Leave out every picture, then transcribe the rest of the listing exactly.

┄┄┄┄┄┄┄┄┄┄

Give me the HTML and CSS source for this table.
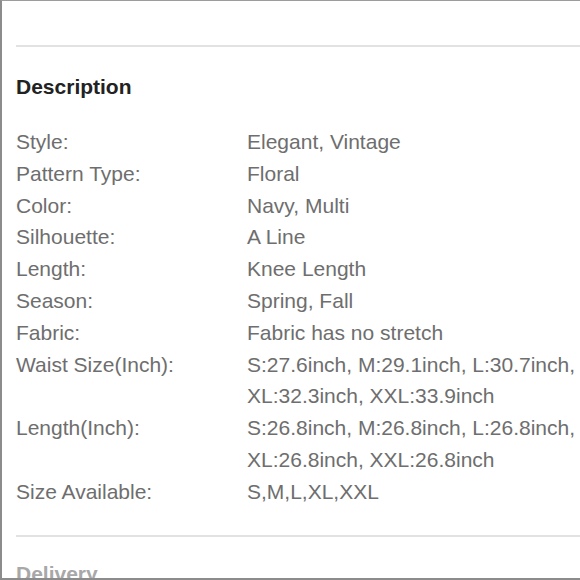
FILE: index.html
```html
<!DOCTYPE html>
<html>
<head>
<meta charset="utf-8">
<link rel="stylesheet" href="styles.css">
</head>
<body>
<div class="frame">
  <div class="divider"></div>
  <h2 class="title">Description</h2>
  <dl class="specs">
    <dt>Style:</dt><dd>Elegant, Vintage</dd>
    <dt>Pattern Type:</dt><dd>Floral</dd>
    <dt>Color:</dt><dd>Navy, Multi</dd>
    <dt>Silhouette:</dt><dd>A Line</dd>
    <dt>Length:</dt><dd>Knee Length</dd>
    <dt>Season:</dt><dd>Spring, Fall</dd>
    <dt>Fabric:</dt><dd>Fabric has no stretch</dd>
    <dt>Waist Size(Inch):</dt><dd>S:27.6inch, M:29.1inch, L:30.7inch, XL:32.3inch, XXL:33.9inch</dd>
    <dt>Length(Inch):</dt><dd>S:26.8inch, M:26.8inch, L:26.8inch, XL:26.8inch, XXL:26.8inch</dd>
    <dt>Size Available:</dt><dd>S,M,L,XL,XXL</dd>
  </dl>
  <div class="divider lower"></div>
  <h2 class="title muted">Delivery</h2>
</div>
</body>
</html>
```
FILE: styles.css
```css
html, body {
  margin: 0;
  padding: 0;
  background: #fff;
}
.frame {
  box-sizing: border-box;
  width: 580px;
  height: 580px;
  overflow: hidden;
  border-top: 1px solid #9c9c9c;
  border-left: 2px solid #8c8c8c;
  border-bottom: 2px solid #8c8c8c;
  padding: 44px 0 0 14px;
  font-family: "Liberation Sans", Arial, sans-serif;
  font-size: 21px;
  color: #6e6e6e;
}
.divider {
  height: 2px;
  background: #e2e2e2;
}
.divider.lower {
  margin-top: 27px;
}
.title {
  margin: 24px 0 0 0;
  font-size: 21px;
  line-height: 32px;
  font-weight: bold;
  color: #222;
}
.title.muted {
  margin-top: 21px;
  color: #a8a8a8;
}
.specs {
  display: grid;
  grid-template-columns: 231px 1fr;
  margin: 23px 0 0 0;
  line-height: 31.8px;
}
.specs dt, .specs dd {
  margin: 0;
}
```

┄┄┄┄┄┄┄┄┄┄

▸ **COMPLETE ANSWER**
Give me the HTML and CSS source for this table.
FILE: index.html
```html
<!DOCTYPE html>
<html>
<head>
<meta charset="utf-8">
<link rel="stylesheet" href="styles.css">
</head>
<body>
<div class="frame">
  <div class="divider"></div>
  <h2 class="title">Description</h2>
  <dl class="specs">
    <dt>Style:</dt><dd>Elegant, Vintage</dd>
    <dt>Pattern Type:</dt><dd>Floral</dd>
    <dt>Color:</dt><dd>Navy, Multi</dd>
    <dt>Silhouette:</dt><dd>A Line</dd>
    <dt>Length:</dt><dd>Knee Length</dd>
    <dt>Season:</dt><dd>Spring, Fall</dd>
    <dt>Fabric:</dt><dd>Fabric has no stretch</dd>
    <dt>Waist Size(Inch):</dt><dd>S:27.6inch, M:29.1inch, L:30.7inch, XL:32.3inch, XXL:33.9inch</dd>
    <dt>Length(Inch):</dt><dd>S:26.8inch, M:26.8inch, L:26.8inch, XL:26.8inch, XXL:26.8inch</dd>
    <dt>Size Available:</dt><dd>S,M,L,XL,XXL</dd>
  </dl>
  <div class="divider lower"></div>
  <h2 class="title muted">Delivery</h2>
</div>
</body>
</html>
```
FILE: styles.css
```css
html, body {
  margin: 0;
  padding: 0;
  background: #fff;
}
.frame {
  box-sizing: border-box;
  width: 580px;
  height: 580px;
  overflow: hidden;
  border-top: 1px solid #9c9c9c;
  border-left: 2px solid #8c8c8c;
  border-bottom: 2px solid #8c8c8c;
  padding: 44px 0 0 14px;
  font-family: "Liberation Sans", Arial, sans-serif;
  font-size: 21px;
  color: #6e6e6e;
}
.divider {
  height: 2px;
  background: #e2e2e2;
}
.divider.lower {
  margin-top: 27px;
}
.title {
  margin: 24px 0 0 0;
  font-size: 21px;
  line-height: 32px;
  font-weight: bold;
  color: #222;
}
.title.muted {
  margin-top: 21px;
  color: #a8a8a8;
}
.specs {
  display: grid;
  grid-template-columns: 231px 1fr;
  margin: 23px 0 0 0;
  line-height: 31.8px;
}
.specs dt, .specs dd {
  margin: 0;
}
```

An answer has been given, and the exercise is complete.